= Task instructions =
Would you return the complete listing below word for word?

= Information supplied =
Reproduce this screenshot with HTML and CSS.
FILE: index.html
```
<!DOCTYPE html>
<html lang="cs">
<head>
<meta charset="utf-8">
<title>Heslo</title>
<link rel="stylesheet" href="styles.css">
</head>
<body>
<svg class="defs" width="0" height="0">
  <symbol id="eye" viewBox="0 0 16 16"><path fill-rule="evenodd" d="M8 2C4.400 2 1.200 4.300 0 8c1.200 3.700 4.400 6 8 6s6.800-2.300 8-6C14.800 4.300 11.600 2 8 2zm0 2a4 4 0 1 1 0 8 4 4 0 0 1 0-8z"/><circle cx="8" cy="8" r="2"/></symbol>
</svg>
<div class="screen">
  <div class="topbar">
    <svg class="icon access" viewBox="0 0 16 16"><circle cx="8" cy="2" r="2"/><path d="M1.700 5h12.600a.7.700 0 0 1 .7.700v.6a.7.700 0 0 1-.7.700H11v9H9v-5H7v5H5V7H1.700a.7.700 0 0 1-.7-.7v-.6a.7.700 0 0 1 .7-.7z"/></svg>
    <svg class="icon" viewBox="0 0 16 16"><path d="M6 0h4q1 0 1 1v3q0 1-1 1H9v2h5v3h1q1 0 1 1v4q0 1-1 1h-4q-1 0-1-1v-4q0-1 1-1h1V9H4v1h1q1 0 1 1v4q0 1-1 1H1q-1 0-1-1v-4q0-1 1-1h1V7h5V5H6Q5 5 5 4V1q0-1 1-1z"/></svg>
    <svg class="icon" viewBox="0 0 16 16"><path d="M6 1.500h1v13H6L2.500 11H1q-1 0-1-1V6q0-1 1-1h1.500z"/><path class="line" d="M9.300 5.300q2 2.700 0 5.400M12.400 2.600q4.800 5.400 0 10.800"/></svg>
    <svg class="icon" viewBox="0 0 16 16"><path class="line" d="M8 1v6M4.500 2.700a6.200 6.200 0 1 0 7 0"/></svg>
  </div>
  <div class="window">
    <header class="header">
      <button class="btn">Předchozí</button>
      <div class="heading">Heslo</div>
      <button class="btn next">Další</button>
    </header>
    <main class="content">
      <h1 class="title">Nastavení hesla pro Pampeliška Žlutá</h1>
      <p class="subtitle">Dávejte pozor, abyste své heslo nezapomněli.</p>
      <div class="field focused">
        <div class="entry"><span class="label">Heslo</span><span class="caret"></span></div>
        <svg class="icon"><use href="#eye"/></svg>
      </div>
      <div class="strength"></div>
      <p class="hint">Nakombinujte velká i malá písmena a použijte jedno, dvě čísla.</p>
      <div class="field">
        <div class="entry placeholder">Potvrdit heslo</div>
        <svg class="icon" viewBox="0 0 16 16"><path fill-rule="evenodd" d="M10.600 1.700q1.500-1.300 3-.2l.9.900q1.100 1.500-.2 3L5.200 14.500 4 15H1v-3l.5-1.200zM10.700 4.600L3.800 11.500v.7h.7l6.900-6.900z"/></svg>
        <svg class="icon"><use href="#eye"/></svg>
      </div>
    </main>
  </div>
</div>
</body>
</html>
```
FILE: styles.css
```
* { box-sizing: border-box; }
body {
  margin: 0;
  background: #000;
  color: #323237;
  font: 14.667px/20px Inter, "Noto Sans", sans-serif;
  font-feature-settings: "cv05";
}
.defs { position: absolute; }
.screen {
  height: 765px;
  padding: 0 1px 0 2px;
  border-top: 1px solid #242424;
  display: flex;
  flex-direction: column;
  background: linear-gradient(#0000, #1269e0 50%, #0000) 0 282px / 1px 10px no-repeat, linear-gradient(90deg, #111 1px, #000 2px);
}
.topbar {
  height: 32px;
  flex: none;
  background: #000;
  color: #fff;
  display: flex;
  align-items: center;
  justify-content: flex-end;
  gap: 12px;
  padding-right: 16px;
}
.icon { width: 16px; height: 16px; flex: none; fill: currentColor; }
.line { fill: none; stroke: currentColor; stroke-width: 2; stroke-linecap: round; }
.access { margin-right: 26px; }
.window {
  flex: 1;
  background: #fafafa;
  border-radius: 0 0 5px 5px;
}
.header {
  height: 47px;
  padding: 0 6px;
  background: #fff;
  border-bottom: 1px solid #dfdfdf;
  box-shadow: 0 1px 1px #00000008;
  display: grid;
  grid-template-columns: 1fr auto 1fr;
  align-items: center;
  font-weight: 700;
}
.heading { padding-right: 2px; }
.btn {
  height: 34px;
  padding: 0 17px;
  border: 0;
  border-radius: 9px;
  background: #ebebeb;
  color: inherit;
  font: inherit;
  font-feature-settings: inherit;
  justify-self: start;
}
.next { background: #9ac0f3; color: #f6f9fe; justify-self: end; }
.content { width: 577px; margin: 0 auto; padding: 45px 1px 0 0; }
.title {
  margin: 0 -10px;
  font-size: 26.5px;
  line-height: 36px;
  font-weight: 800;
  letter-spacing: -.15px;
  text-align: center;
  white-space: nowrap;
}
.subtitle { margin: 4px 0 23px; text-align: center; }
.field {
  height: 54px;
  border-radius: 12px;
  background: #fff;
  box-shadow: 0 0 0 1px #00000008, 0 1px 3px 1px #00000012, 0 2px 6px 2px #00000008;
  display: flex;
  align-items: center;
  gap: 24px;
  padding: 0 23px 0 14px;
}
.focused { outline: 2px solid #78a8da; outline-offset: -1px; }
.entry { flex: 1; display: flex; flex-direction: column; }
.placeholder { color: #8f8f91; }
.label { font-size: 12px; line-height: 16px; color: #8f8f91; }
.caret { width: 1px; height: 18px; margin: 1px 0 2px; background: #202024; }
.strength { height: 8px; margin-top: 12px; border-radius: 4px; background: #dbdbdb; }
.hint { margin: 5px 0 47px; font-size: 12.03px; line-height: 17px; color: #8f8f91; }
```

= Response to this exercise =
Reproduce this screenshot with HTML and CSS.
FILE: index.html
```
<!DOCTYPE html>
<html lang="cs">
<head>
<meta charset="utf-8">
<title>Heslo</title>
<link rel="stylesheet" href="styles.css">
</head>
<body>
<svg class="defs" width="0" height="0">
  <symbol id="eye" viewBox="0 0 16 16"><path fill-rule="evenodd" d="M8 2C4.400 2 1.200 4.300 0 8c1.200 3.700 4.400 6 8 6s6.800-2.300 8-6C14.800 4.300 11.600 2 8 2zm0 2a4 4 0 1 1 0 8 4 4 0 0 1 0-8z"/><circle cx="8" cy="8" r="2"/></symbol>
</svg>
<div class="screen">
  <div class="topbar">
    <svg class="icon access" viewBox="0 0 16 16"><circle cx="8" cy="2" r="2"/><path d="M1.700 5h12.600a.7.700 0 0 1 .7.700v.6a.7.700 0 0 1-.7.700H11v9H9v-5H7v5H5V7H1.700a.7.700 0 0 1-.7-.7v-.6a.7.700 0 0 1 .7-.7z"/></svg>
    <svg class="icon" viewBox="0 0 16 16"><path d="M6 0h4q1 0 1 1v3q0 1-1 1H9v2h5v3h1q1 0 1 1v4q0 1-1 1h-4q-1 0-1-1v-4q0-1 1-1h1V9H4v1h1q1 0 1 1v4q0 1-1 1H1q-1 0-1-1v-4q0-1 1-1h1V7h5V5H6Q5 5 5 4V1q0-1 1-1z"/></svg>
    <svg class="icon" viewBox="0 0 16 16"><path d="M6 1.500h1v13H6L2.500 11H1q-1 0-1-1V6q0-1 1-1h1.500z"/><path class="line" d="M9.300 5.300q2 2.700 0 5.400M12.400 2.600q4.800 5.400 0 10.800"/></svg>
    <svg class="icon" viewBox="0 0 16 16"><path class="line" d="M8 1v6M4.500 2.700a6.200 6.200 0 1 0 7 0"/></svg>
  </div>
  <div class="window">
    <header class="header">
      <button class="btn">Předchozí</button>
      <div class="heading">Heslo</div>
      <button class="btn next">Další</button>
    </header>
    <main class="content">
      <h1 class="title">Nastavení hesla pro Pampeliška Žlutá</h1>
      <p class="subtitle">Dávejte pozor, abyste své heslo nezapomněli.</p>
      <div class="field focused">
        <div class="entry"><span class="label">Heslo</span><span class="caret"></span></div>
        <svg class="icon"><use href="#eye"/></svg>
      </div>
      <div class="strength"></div>
      <p class="hint">Nakombinujte velká i malá písmena a použijte jedno, dvě čísla.</p>
      <div class="field">
        <div class="entry placeholder">Potvrdit heslo</div>
        <svg class="icon" viewBox="0 0 16 16"><path fill-rule="evenodd" d="M10.600 1.700q1.500-1.300 3-.2l.9.900q1.100 1.500-.2 3L5.200 14.500 4 15H1v-3l.5-1.200zM10.700 4.600L3.800 11.500v.7h.7l6.900-6.900z"/></svg>
        <svg class="icon"><use href="#eye"/></svg>
      </div>
    </main>
  </div>
</div>
</body>
</html>
```
FILE: styles.css
```
* { box-sizing: border-box; }
body {
  margin: 0;
  background: #000;
  color: #323237;
  font: 14.667px/20px Inter, "Noto Sans", sans-serif;
  font-feature-settings: "cv05";
}
.defs { position: absolute; }
.screen {
  height: 765px;
  padding: 0 1px 0 2px;
  border-top: 1px solid #242424;
  display: flex;
  flex-direction: column;
  background: linear-gradient(#0000, #1269e0 50%, #0000) 0 282px / 1px 10px no-repeat, linear-gradient(90deg, #111 1px, #000 2px);
}
.topbar {
  height: 32px;
  flex: none;
  background: #000;
  color: #fff;
  display: flex;
  align-items: center;
  justify-content: flex-end;
  gap: 12px;
  padding-right: 16px;
}
.icon { width: 16px; height: 16px; flex: none; fill: currentColor; }
.line { fill: none; stroke: currentColor; stroke-width: 2; stroke-linecap: round; }
.access { margin-right: 26px; }
.window {
  flex: 1;
  background: #fafafa;
  border-radius: 0 0 5px 5px;
}
.header {
  height: 47px;
  padding: 0 6px;
  background: #fff;
  border-bottom: 1px solid #dfdfdf;
  box-shadow: 0 1px 1px #00000008;
  display: grid;
  grid-template-columns: 1fr auto 1fr;
  align-items: center;
  font-weight: 700;
}
.heading { padding-right: 2px; }
.btn {
  height: 34px;
  padding: 0 17px;
  border: 0;
  border-radius: 9px;
  background: #ebebeb;
  color: inherit;
  font: inherit;
  font-feature-settings: inherit;
  justify-self: start;
}
.next { background: #9ac0f3; color: #f6f9fe; justify-self: end; }
.content { width: 577px; margin: 0 auto; padding: 45px 1px 0 0; }
.title {
  margin: 0 -10px;
  font-size: 26.5px;
  line-height: 36px;
  font-weight: 800;
  letter-spacing: -.15px;
  text-align: center;
  white-space: nowrap;
}
.subtitle { margin: 4px 0 23px; text-align: center; }
.field {
  height: 54px;
  border-radius: 12px;
  background: #fff;
  box-shadow: 0 0 0 1px #00000008, 0 1px 3px 1px #00000012, 0 2px 6px 2px #00000008;
  display: flex;
  align-items: center;
  gap: 24px;
  padding: 0 23px 0 14px;
}
.focused { outline: 2px solid #78a8da; outline-offset: -1px; }
.entry { flex: 1; display: flex; flex-direction: column; }
.placeholder { color: #8f8f91; }
.label { font-size: 12px; line-height: 16px; color: #8f8f91; }
.caret { width: 1px; height: 18px; margin: 1px 0 2px; background: #202024; }
.strength { height: 8px; margin-top: 12px; border-radius: 4px; background: #dbdbdb; }
.hint { margin: 5px 0 47px; font-size: 12.03px; line-height: 17px; color: #8f8f91; }
```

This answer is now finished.